Just a proof of concept, but I wanted to be able to etch some metal for a project I have coming up so here is my test and the result.
Coated the blade with clear coat spray paint. heated it to dry it and then loaded it into the machine to remove the paint to create my resist.
I taped off the area and hooked up power. passing the electrode over the areas I wanted to remove.
After a few passes washing it gently in between, I cleaned off the paint and gave it a quick polish.
This is the result.
I plan on doing some extra complicated designs as soon as I get back from the thrift store lol.
The process is so quick, and with the laser you could create some pretty intricate designs in very little time. Maybe in the future when I learn some more about electroplating I will be able to etch the steel away and deposit some copper in its place? Make like a imitation composite damascus with bands of copper and the native steel.
Mistakes were made the first time where the original file was from when I first started cutting on the laser and makes me cringe to look back at it low, so a better starting image would be better.
Better control over power applied and a better applicator. I was just passing the bare wire over the blade in solution. People who do it better use something that looks like cloth that holds the solution. They also have power supplies that can switch from dc to ac output.
Which are a bit better than my old universal power supply plug from the 80s that I cannibalized for the project lol.
Was great fun. You need proper ppe and a proper understanding of electricity and safety to attempt this imo.
I have a gold plating system that I used to do car emblems with when it was all the rage, I had forgotten I even have it. If I remember right, when I reversed polarity and used an acid to strip the chrome away, if I wasn’t careful it would etch the metal. Gonna have to dig that thing out now.
I’m willing to bet it would do the job better than my setup lol. Looking forward to seeing your attempt if you try.
I’m definitely putting it on the ever growing list.
I had this unit at one time but it got stolen.http://goldeffects.com/deluxe.html
The one I have now is not as nice, but still does the job.
Great instructional video, thanks! New process to me, very fast! What acid is the mordant?
Thats pretty awesome it even has its own chair so you can roll around on it
Video is not mine just one I found and don’t know enough to answer your question about the acid at this point sry. When I did this I used no acid just a saturated salt solution.
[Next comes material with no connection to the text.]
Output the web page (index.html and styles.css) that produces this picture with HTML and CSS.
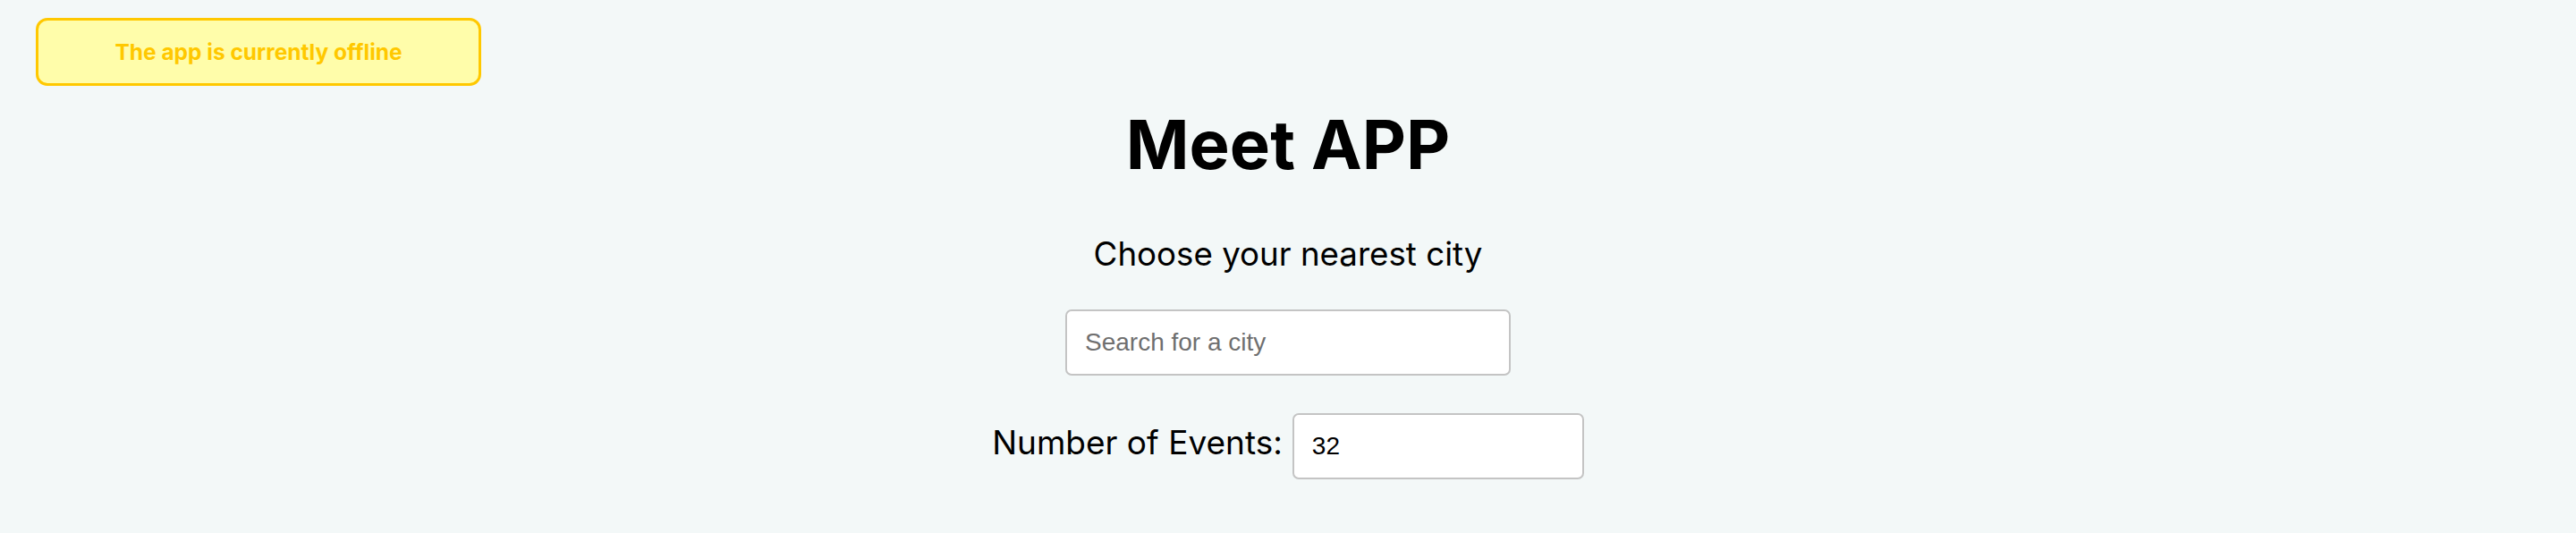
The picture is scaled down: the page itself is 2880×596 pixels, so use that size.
FILE: index.html
```html
<!DOCTYPE html>
<html lang="en">
<head>
<meta charset="utf-8">
<title>Meet App</title>
<link rel="stylesheet" href="styles.css">
</head>
<body>
<div class="app">
  <div class="alerts">
    <div class="offline-alert">The app is currently offline</div>
  </div>
  <h1 class="title">Meet APP</h1>
  <h2 class="subtitle">Choose your nearest city</h2>
  <div class="city-search">
    <input type="text" class="city" placeholder="Search for a city">
  </div>
  <div class="number-of-events">
    <label class="noe-label" for="noe">Number of Events:</label>
    <input type="text" id="noe" class="noe-input" value="32">
  </div>
</div>
</body>
</html>
```

FILE: styles.css
```css
html, body {
  margin: 0;
  padding: 0;
  background: #f3f8f8;
}

.app {
  display: flex;
  flex-direction: column;
  align-items: center;
  font-family: Inter, "Liberation Sans", sans-serif;
  color: #000;
  padding-top: 20px;
}

.alerts {
  align-self: stretch;
  display: flex;
  padding-left: 40px;
}

.offline-alert {
  box-sizing: border-box;
  width: 498px;
  height: 76px;
  display: flex;
  align-items: center;
  justify-content: center;
  background: #fffdaa;
  border: 3px solid #ffc800;
  border-radius: 13px;
  color: #ffc800;
  font-family: Inter, sans-serif;
  font-weight: 700;
  font-size: 24.5px;
}

.title {
  margin: 26px 0 0;
  font-size: 76px;
  line-height: 78px;
  font-weight: 700;
}

.subtitle {
  margin: 65px 0 0;
  font-size: 36.7px;
  line-height: 37px;
  font-weight: 400;
}

.city-search {
  margin-top: 44px;
}

.city, .noe-input {
  box-sizing: border-box;
  height: 74px;
  border: 2px solid #c4c4c4;
  border-radius: 7px;
  background: #fff;
  padding: 0 20px;
  font-family: "Liberation Sans", Arial, sans-serif;
  font-size: 28px;
  color: #000;
  outline: none;
}

.city {
  width: 498px;
}

.city::placeholder {
  color: #6f6f6f;
}

.number-of-events {
  margin-top: 42px;
  display: flex;
  align-items: baseline;
  gap: 11px;
}

.noe-label {
  font-size: 37px;
}

.noe-input {
  width: 326px;
}
```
This model was designed specifically for plating car emblems but the technology itself was developed for NASA originally. When I bought mine I purchased extra gold, silver, copper and nickel solutions… paid nearly $10k for it all and made my money back in about 3 months.
This is how I do it:
I drilled a 3/8 inch hole through a wooden dowel and pushed a 3/8 bolt into it. Then I wrapped the bolt head with cloth. Using a double strand of electrical wire with alligator clips attached to all 4 ends I connect one end to the bolt and the other to the batteries negative terminal. The pic shows the red clip which would usually indicate positive so I should have used the black clip on the bolt for that picture. The other ends are connected to the positive terminal and the work piece. I then hook up my battery charger to the battery. When it’s all hooked up and turned on I dip the cloth end into salty water and rub it slowly over my stencil on the metal. Each pass removes a small amount of metal so you can go as deep as you like.
Do you need to use a special material on the end that holds the solution?
Nope. Just something that will hold a little of the salty water. I just used a piece of cotton rag.
You’re really just providing better contact for the electrical current.
I think that would make things quite a bit easier, passing the bare electrode over it made it pretty hard to get an even result and I ended up chipping my resist towards the end of my playing creating an unintentional divot or two hehe. but thats why I’m pulling out my junk knives from the drawer as unwilling test subjects. Also finding out that getting old knives isn’t as easy as I thought it would be lol, for some reason stores don’t like to just leave a bucket of knives laying around.
Goodwill keeps them at the counter along with smaller, more valuable items.
synthetic fleece works great to hold the solution as does old cotton t-shirts
I have even used cotton balls wrapped in gauze in a pinch.